June Appal Recordings was founded to release traditional and contemporary mountain music, recorded by and for the people of the Southern mountains near their Whitesburg, Kentucky home. At the time, it would have been difficult to find a more complete embodiment of that mission than Nimrod Workman and Phyllis Boyens. Nimrod Workman had been a mine worker, singer, and union activist in the mountains of West Virginia for over six decades by the time June Appal Recordings was created in 1974. Phyllis Boyens, Nimrod’s daughter, had been raised in that culturally rich environment and quickly took to the musical and activist inclinations of her parents and grandparents. Passing Thru The Garden marked the recorded debut of June Appal, Nimrod and Phyllis, the first example of the cross-generational efforts that would come to define June Appal as a label. Most of the songs on Passing Thru The Garden are credited as arranged by Nimrod Workman, and most are sung unaccompanied by instrumentation. Nimrod and Phyllis take many of the songs alone, while joining voices on others. Listen to excerpts of two tracks from the album, and read on below.
Here is an excerpt from Track 1, “I Am a Traveling Creature,” featuring both Nimrod and Phyllis:

Also listen to a clip from Track 10, “Oh Death,” featuring Phyllis Boyens with some spare instrumentation:


NIMROD WORKMAN

Nimrod is shown performing during a workshop with others seated around him
Nimrod was active with the Highlander Folk School, and he is pictured here (standing) at a 1972 workshop organized by the group. Photo by Doug Yarrow. Image Folder PF-20008/70 in the Guy and Candie Carawan Collection (20008).

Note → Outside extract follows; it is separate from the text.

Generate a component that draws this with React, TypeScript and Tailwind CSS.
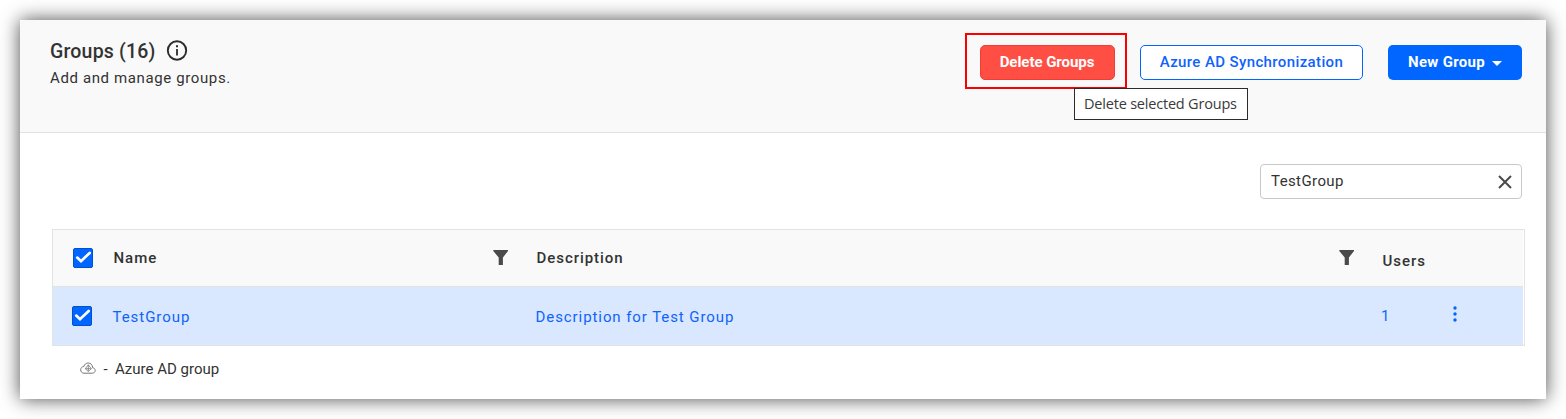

Born in 1895 in Inez, Kentucky, Nimrod Workman moved to West Virginia to work in a coal mine at the age of 14. For the next 42 years, Workman continued to mine coal, until black lung and other injuries forced him to retire. He was an active union member and activist for worker’s rights from the early years of his career, but he became most well known later in life as a singer of unaccompanied ballads. Nimrod Workman was already 79 in 1974, the year his first album, Passing Thru The Garden, was released. While he was an active performer for the rest of his life, he recorded only one more album, Mother Jones’ Will, for Rounder Records in 1978. Workman continued to be associated with his career as a coal miner, frequently singing coal mining songs and contributing to different coal mining-related projects. He recorded several songs for Come All You Coal Miners, a collection of coal mining songs also produced by Rounder Records, and he appeared in the Academy Award-winning documentary Harlan County, USA.
His appearance in the acclaimed documentary, which followed the “Brookside Strike,” translated into a brief appearance in the 1980 Loretta Lynn biopic Coal Miner’s Daughter. In the film, Nimrod leads a group of mourners at a funeral in a rendition of “Amazing Grace.” The recording appears on the soundtrack to the movie, and Nimrod can be heard calling out each line before the rest of the crowd joins in. Listen to a brief clip from the song below:

At first glance, Workman’s appearance always seemed to announce his increasing age – from his uniquely dimpled cheeks to his tall and lanky frame. However, whenever Nimrod Workman sang or moved, he constantly betrayed just how young his spirit was. To help demonstrate that trademark youthfulness, below is a clip from Carry It On, a nine-part series produced by the Southern Folk Cultural Revival Project in 1984 and aired on PBS. In the clip, Nimrod states his age (“87 in years, 18 in feelings”) and demonstrates to his daughter Phyllis Boyens and host Mike Seeger how to do the “frog walk.” The full video, VT-20004/21 in the Southern Folk Cultural Revival Project Collection (20004) is streaming through UNC libraries here.


Phyllis boyens

Promotional photograph of Nimrod Workman and Phyllis Boyens. P-2992a in the Southern Folk Cultural Revival Project Collection (20004).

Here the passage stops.